-- DATA FOR THIS TASK --
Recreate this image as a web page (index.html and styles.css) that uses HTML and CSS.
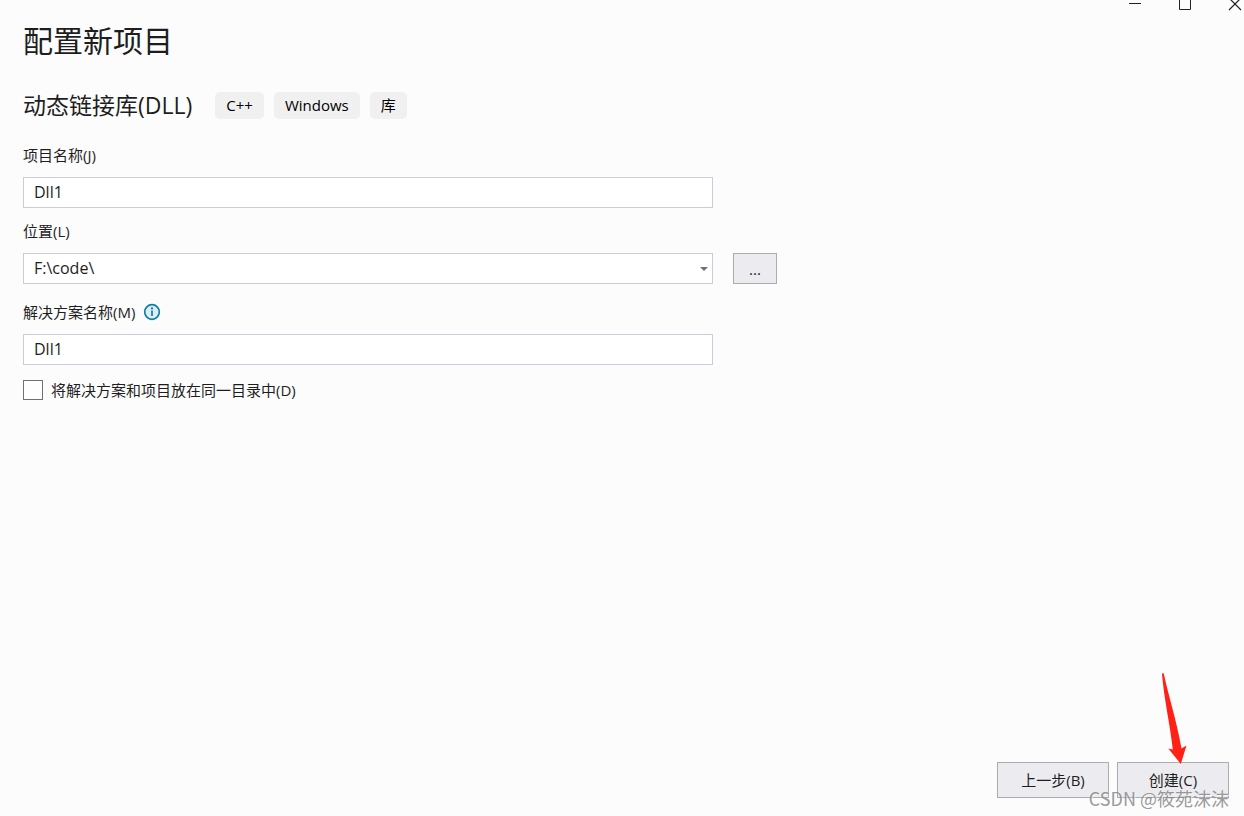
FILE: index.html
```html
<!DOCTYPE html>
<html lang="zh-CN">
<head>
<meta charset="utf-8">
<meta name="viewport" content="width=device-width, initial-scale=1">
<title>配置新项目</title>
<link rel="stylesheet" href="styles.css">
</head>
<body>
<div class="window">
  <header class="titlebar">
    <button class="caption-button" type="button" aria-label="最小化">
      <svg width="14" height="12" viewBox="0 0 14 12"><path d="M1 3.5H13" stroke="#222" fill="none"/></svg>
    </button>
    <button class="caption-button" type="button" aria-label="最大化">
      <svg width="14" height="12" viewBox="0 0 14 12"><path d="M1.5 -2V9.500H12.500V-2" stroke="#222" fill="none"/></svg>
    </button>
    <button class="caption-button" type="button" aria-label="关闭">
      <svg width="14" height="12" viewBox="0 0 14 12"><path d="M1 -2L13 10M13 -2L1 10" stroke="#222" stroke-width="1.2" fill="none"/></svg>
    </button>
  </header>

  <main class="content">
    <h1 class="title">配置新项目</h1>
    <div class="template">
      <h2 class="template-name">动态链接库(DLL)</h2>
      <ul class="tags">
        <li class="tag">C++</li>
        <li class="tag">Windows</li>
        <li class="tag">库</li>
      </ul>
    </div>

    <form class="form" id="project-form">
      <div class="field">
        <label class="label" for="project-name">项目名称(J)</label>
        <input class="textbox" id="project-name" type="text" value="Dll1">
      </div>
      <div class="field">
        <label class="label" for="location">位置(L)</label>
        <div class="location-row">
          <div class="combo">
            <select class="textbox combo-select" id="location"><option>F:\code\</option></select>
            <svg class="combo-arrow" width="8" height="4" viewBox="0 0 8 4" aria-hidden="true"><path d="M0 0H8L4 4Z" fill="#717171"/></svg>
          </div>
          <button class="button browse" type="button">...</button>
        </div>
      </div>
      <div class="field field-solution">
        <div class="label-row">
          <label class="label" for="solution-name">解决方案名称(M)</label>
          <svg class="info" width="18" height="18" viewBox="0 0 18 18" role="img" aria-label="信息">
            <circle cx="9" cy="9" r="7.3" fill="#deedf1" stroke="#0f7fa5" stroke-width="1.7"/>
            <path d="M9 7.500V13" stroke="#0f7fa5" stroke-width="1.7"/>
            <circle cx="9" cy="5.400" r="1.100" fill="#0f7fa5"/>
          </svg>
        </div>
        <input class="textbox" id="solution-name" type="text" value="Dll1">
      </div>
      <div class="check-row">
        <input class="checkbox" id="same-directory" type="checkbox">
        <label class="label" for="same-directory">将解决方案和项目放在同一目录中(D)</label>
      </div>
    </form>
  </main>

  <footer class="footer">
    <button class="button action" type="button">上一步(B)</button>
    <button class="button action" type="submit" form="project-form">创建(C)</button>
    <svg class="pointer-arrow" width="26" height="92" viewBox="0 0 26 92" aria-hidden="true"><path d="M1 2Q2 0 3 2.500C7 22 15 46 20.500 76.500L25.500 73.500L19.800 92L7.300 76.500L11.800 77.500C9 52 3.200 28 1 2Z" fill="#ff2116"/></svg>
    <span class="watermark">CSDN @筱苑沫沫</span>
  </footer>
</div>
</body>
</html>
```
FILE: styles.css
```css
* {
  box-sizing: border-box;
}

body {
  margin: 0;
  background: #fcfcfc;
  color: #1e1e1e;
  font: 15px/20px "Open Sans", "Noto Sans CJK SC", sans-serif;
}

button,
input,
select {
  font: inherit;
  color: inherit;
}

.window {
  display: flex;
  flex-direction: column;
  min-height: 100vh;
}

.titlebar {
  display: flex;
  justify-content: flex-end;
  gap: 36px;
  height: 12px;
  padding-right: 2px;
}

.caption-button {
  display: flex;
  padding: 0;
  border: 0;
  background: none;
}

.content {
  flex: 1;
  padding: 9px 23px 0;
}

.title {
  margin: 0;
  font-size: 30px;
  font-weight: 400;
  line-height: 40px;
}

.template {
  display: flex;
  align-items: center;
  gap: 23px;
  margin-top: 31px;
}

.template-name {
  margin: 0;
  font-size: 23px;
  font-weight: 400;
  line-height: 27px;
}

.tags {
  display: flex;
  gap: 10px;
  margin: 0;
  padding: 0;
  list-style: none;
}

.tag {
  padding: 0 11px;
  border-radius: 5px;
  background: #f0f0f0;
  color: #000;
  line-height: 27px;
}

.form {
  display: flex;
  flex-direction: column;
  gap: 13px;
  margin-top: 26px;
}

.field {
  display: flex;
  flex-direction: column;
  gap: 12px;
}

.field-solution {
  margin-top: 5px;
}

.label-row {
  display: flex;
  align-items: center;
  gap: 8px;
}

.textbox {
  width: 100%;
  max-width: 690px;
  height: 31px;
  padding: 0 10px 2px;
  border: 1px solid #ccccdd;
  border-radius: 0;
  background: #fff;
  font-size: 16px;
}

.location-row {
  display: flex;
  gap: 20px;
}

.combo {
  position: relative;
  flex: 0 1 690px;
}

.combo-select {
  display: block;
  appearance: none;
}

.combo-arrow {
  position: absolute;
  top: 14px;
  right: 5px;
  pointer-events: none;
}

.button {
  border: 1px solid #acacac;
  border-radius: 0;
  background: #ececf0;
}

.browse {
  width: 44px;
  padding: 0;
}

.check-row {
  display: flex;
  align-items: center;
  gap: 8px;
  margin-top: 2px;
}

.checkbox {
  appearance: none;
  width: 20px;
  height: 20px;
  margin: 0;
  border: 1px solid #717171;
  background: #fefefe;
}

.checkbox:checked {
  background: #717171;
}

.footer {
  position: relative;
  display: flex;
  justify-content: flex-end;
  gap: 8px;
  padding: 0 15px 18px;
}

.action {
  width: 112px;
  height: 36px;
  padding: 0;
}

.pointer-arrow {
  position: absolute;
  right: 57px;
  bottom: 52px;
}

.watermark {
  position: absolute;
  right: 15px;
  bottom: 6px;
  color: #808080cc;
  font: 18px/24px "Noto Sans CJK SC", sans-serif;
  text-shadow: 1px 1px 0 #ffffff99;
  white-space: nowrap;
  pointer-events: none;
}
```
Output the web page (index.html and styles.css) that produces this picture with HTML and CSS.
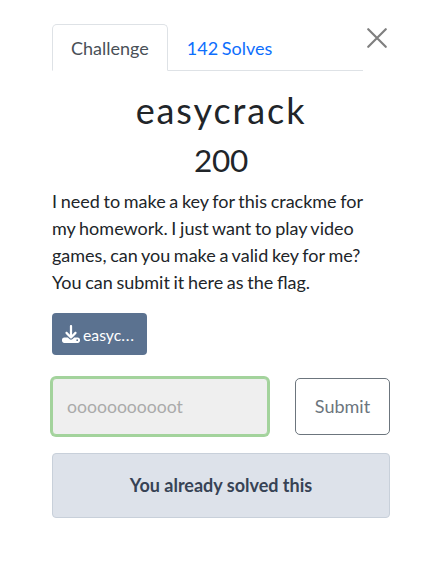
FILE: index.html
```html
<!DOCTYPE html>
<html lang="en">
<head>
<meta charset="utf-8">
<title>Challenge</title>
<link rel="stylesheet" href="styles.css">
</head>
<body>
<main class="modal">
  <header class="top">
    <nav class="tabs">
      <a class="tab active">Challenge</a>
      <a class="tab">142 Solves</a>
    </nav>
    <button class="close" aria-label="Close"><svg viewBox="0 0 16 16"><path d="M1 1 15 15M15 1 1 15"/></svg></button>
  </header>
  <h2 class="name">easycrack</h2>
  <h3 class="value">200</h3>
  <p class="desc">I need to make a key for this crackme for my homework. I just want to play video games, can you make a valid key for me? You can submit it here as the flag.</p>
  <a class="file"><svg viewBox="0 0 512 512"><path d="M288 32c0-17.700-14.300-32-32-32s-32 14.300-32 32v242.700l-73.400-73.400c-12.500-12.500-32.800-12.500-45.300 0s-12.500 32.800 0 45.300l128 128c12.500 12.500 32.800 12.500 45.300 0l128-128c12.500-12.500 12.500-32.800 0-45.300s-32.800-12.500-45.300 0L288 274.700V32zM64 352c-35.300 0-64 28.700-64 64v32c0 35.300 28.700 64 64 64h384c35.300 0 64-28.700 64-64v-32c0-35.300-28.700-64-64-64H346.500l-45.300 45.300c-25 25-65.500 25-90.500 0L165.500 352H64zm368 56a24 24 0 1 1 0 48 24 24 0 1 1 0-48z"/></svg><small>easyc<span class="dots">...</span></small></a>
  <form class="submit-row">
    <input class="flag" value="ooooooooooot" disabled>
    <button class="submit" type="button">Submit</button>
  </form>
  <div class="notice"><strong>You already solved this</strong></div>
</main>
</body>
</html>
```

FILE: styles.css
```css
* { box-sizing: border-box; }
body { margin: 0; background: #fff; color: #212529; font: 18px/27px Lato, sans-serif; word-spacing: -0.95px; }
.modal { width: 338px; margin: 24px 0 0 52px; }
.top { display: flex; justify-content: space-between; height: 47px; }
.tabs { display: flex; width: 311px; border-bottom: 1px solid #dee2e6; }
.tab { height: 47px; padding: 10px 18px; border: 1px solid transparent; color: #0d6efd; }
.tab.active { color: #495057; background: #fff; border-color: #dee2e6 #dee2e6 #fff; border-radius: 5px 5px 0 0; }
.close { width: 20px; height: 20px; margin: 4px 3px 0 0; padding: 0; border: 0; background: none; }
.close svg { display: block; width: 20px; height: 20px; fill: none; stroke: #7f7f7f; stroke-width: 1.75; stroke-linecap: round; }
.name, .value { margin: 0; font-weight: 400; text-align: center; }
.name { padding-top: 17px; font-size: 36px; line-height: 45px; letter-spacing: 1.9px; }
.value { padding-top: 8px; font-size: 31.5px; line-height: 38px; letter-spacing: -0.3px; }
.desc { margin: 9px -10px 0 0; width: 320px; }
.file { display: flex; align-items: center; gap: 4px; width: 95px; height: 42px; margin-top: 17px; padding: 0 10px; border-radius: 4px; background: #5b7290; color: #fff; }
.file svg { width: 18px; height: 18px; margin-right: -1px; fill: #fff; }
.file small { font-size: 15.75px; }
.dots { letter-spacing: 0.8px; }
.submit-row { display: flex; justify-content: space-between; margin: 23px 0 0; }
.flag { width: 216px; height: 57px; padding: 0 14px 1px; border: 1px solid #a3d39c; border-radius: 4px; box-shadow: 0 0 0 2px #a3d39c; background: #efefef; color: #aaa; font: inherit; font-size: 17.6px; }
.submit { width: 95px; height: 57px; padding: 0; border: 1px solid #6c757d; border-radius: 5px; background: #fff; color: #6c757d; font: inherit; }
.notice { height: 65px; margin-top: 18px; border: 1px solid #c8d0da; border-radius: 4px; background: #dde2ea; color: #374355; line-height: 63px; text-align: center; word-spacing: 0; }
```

-- THE PROBLEM --
Collect every line with the string "that" from the records, and copy each.

-- THE SOLUTION --
Recreate this image as a web page (index.html and styles.css) that uses HTML and CSS.
Output the web page (index.html and styles.css) that produces this picture with HTML and CSS.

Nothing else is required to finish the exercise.